All the tropes of noir are present. An anti-hero caught between a rock and a hard place; the double-cross; corrupt, cynical characters; violence; wisecracks; and of course the beautiful women – though the strippers in his club could hardly be called femme fatales. Unlike the hugely successful Godfather films of the era, the gangsters in The Killing… have no code of honour, they are just a bunch of lowlifes with no morals at all.

That said, this being Cassavetes, the focus is less on gangsters and plot devices, and more on Vitelli’s descent into an abyss of self-loathing as he loses his grip on his own life and the tightly run ship of his club. When he undertakes the hit, the action is utterly ludicrous and it becomes clear that we are not just watching the fall of Vitelli, but a deconstruction of Hollywood.

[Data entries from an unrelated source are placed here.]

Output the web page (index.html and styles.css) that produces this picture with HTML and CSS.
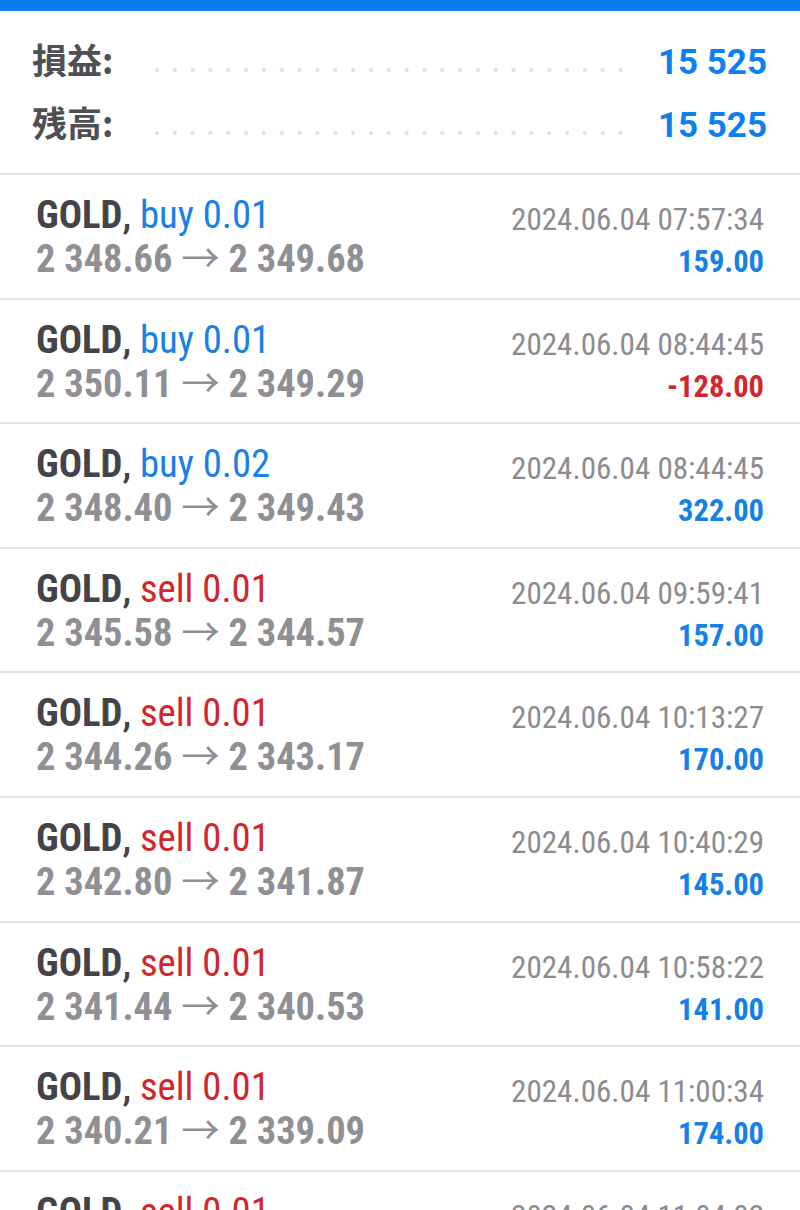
FILE: index.html
```html
<!DOCTYPE html>
<html lang="ja">
<head>
<meta charset="utf-8">
<link rel="stylesheet" href="styles.css">
</head>
<body>
<div class="topbar"></div>
<section class="summary">
  <div class="sum-row">
    <span class="sum-label">損益:</span>
    <span class="leader"></span>
    <span class="sum-value">15 525</span>
  </div>
  <div class="sum-row">
    <span class="sum-label">残高:</span>
    <span class="leader"></span>
    <span class="sum-value">15 525</span>
  </div>
</section>
<ul class="deals">
  <li class="deal">
    <div class="left">
      <div class="title"><span class="sym">GOLD</span><span class="comma">,</span> <span class="buy">buy 0.01</span></div>
      <div class="price">2 348.66 <span class="arrow">→</span> 2 349.68</div>
    </div>
    <div class="right">
      <div class="time">2024.06.04 07:57:34</div>
      <div class="profit">159.00</div>
    </div>
  </li>
  <li class="deal">
    <div class="left">
      <div class="title"><span class="sym">GOLD</span><span class="comma">,</span> <span class="buy">buy 0.01</span></div>
      <div class="price">2 350.11 <span class="arrow">→</span> 2 349.29</div>
    </div>
    <div class="right">
      <div class="time">2024.06.04 08:44:45</div>
      <div class="profit loss">-128.00</div>
    </div>
  </li>
  <li class="deal">
    <div class="left">
      <div class="title"><span class="sym">GOLD</span><span class="comma">,</span> <span class="buy">buy 0.02</span></div>
      <div class="price">2 348.40 <span class="arrow">→</span> 2 349.43</div>
    </div>
    <div class="right">
      <div class="time">2024.06.04 08:44:45</div>
      <div class="profit">322.00</div>
    </div>
  </li>
  <li class="deal">
    <div class="left">
      <div class="title"><span class="sym">GOLD</span><span class="comma">,</span> <span class="sell">sell 0.01</span></div>
      <div class="price">2 345.58 <span class="arrow">→</span> 2 344.57</div>
    </div>
    <div class="right">
      <div class="time">2024.06.04 09:59:41</div>
      <div class="profit">157.00</div>
    </div>
  </li>
  <li class="deal">
    <div class="left">
      <div class="title"><span class="sym">GOLD</span><span class="comma">,</span> <span class="sell">sell 0.01</span></div>
      <div class="price">2 344.26 <span class="arrow">→</span> 2 343.17</div>
    </div>
    <div class="right">
      <div class="time">2024.06.04 10:13:27</div>
      <div class="profit">170.00</div>
    </div>
  </li>
  <li class="deal">
    <div class="left">
      <div class="title"><span class="sym">GOLD</span><span class="comma">,</span> <span class="sell">sell 0.01</span></div>
      <div class="price">2 342.80 <span class="arrow">→</span> 2 341.87</div>
    </div>
    <div class="right">
      <div class="time">2024.06.04 10:40:29</div>
      <div class="profit">145.00</div>
    </div>
  </li>
  <li class="deal">
    <div class="left">
      <div class="title"><span class="sym">GOLD</span><span class="comma">,</span> <span class="sell">sell 0.01</span></div>
      <div class="price">2 341.44 <span class="arrow">→</span> 2 340.53</div>
    </div>
    <div class="right">
      <div class="time">2024.06.04 10:58:22</div>
      <div class="profit">141.00</div>
    </div>
  </li>
  <li class="deal">
    <div class="left">
      <div class="title"><span class="sym">GOLD</span><span class="comma">,</span> <span class="sell">sell 0.01</span></div>
      <div class="price">2 340.21 <span class="arrow">→</span> 2 339.09</div>
    </div>
    <div class="right">
      <div class="time">2024.06.04 11:00:34</div>
      <div class="profit">174.00</div>
    </div>
  </li>
  <li class="deal">
    <div class="left">
      <div class="title"><span class="sym">GOLD</span><span class="comma">,</span> <span class="sell">sell 0.01</span></div>
      <div class="price">2 339.12 <span class="arrow">→</span> 2 338.05</div>
    </div>
    <div class="right">
      <div class="time">2024.06.04 11:04:02</div>
      <div class="profit">166.00</div>
    </div>
  </li>
</ul>
</body>
</html>
```
FILE: styles.css
```css
html, body {
  margin: 0;
  padding: 0;
  background: #ffffff;
  height: 1210px;
  overflow: hidden;
}
body {
  font-family: "Roboto Condensed", Roboto, "Noto Sans CJK JP", sans-serif;
}
.topbar {
  height: 11px;
  background: #0a7cf0;
}
.summary {
  padding: 16px 33px 20px 32px;
  border-bottom: 2px solid #e4e4e6;
}
.sum-row {
  display: flex;
  align-items: baseline;
  height: 63px;
  line-height: 63px;
}
.sum-label {
  font-family: "Noto Sans CJK JP", sans-serif;
  font-size: 35px;
  font-weight: 700;
  color: #505054;
  line-height: 63px;
}
.leader {
  flex: 1;
  height: 6px;
  margin: 0 35px 0 42px;
  background-image: radial-gradient(circle at 2px 2px, #e2e2e4 1.9px, transparent 2.3px);
  background-size: 17.83px 6px;
  background-repeat: repeat-x;
}
.sum-value {
  font-family: Roboto, sans-serif;
  font-size: 35px;
  font-weight: 700;
  color: #0d7ff0;
  line-height: 63px;
}
.deals {
  list-style: none;
  margin: 0;
  padding: 0;
}
.deal {
  box-sizing: border-box;
  height: 124.6px;
  border-bottom: 2px solid #e4e4e6;
  padding: 18px 36px 0 36px;
  display: flex;
  justify-content: space-between;
  align-items: flex-start;
}
.left > div {
  line-height: 44px;
  white-space: nowrap;
}
.title {
  font-size: 38.7px;
}
.sym {
  color: #434348;
  font-weight: 700;
}
.comma {
  color: #434348;
  font-weight: 500;
}
.buy {
  color: #1a7fe6;
  font-weight: 400;
}
.sell {
  color: #d2262c;
  font-weight: 400;
}
.price {
  font-size: 38.4px;
  color: #8f8f94;
  font-weight: 700;
}
.arrow {
  font-weight: 400;
}
.right {
  text-align: right;
}
.time {
  font-size: 31.1px;
  line-height: 53px;
  color: #8c8c90;
  font-weight: 400;
  white-space: nowrap;
}
.profit {
  font-size: 30.5px;
  line-height: 31px;
  font-weight: 700;
  color: #1581e8;
}
.profit.loss {
  color: #d2262c;
}
```
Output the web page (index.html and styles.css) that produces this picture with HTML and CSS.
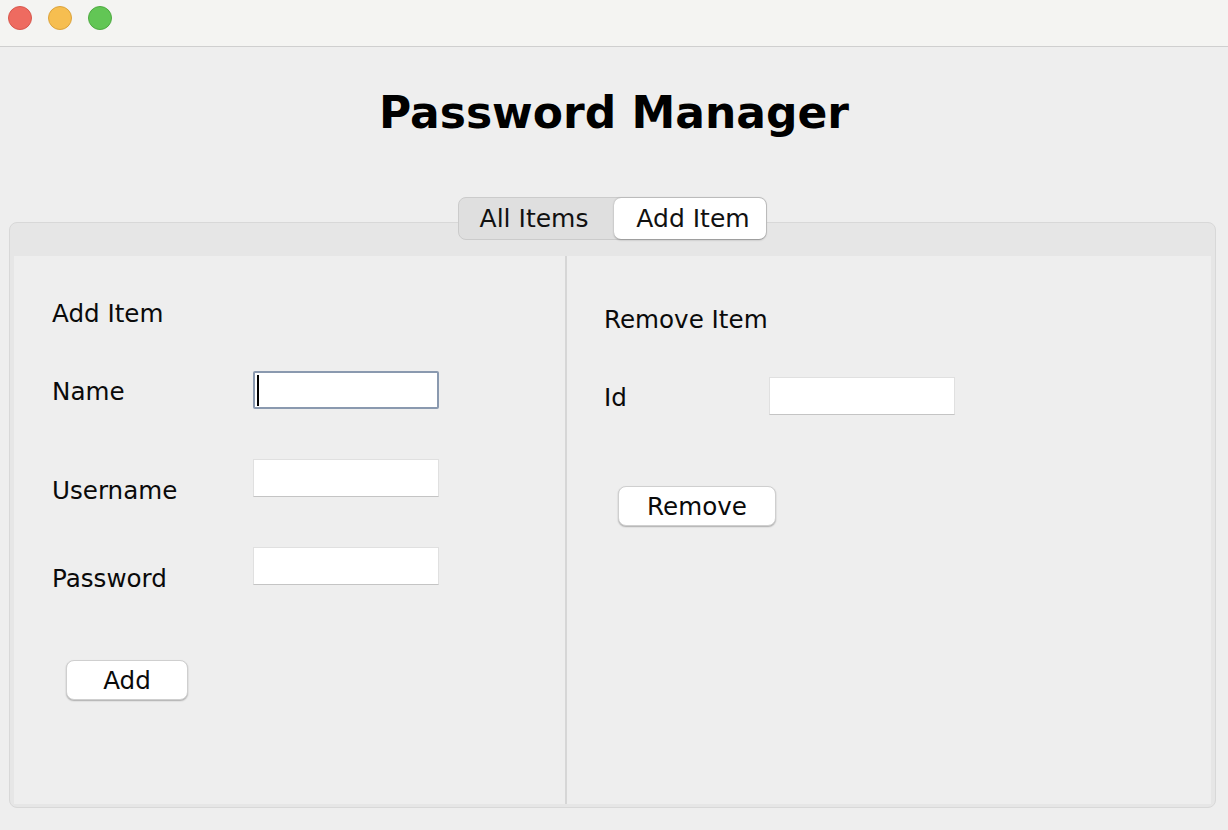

Vitelli is Cassavetes – a man devoted to his art, but forced by commercial interests to do unrealistic things he would never normally do. The gangsters are studio executives – men who want the most ridiculous things from artists, are never happy with the results and in the process end up destroying anything of worth.

Coming as it did straight after A Woman Under the Influence, it is perhaps the case that Cassavetes felt that he had to move away from the intense dramas he had made his name with. Certainly, with his previous film he had reached a kind of emotional nadir, which would have been impossible to follow right away.

Interestingly, this was developed by Cassavetes with his protégé Martin Scorsese, and it was originally intended to be directed by the latter, though he ended up working on Taxi Driver instead. Whether it would have made a better film is hard to say, it would have been different, at least. Yet it is hard to imagine Scorsese bringing the same level of pathos to the destruction of Vitelli’s dream.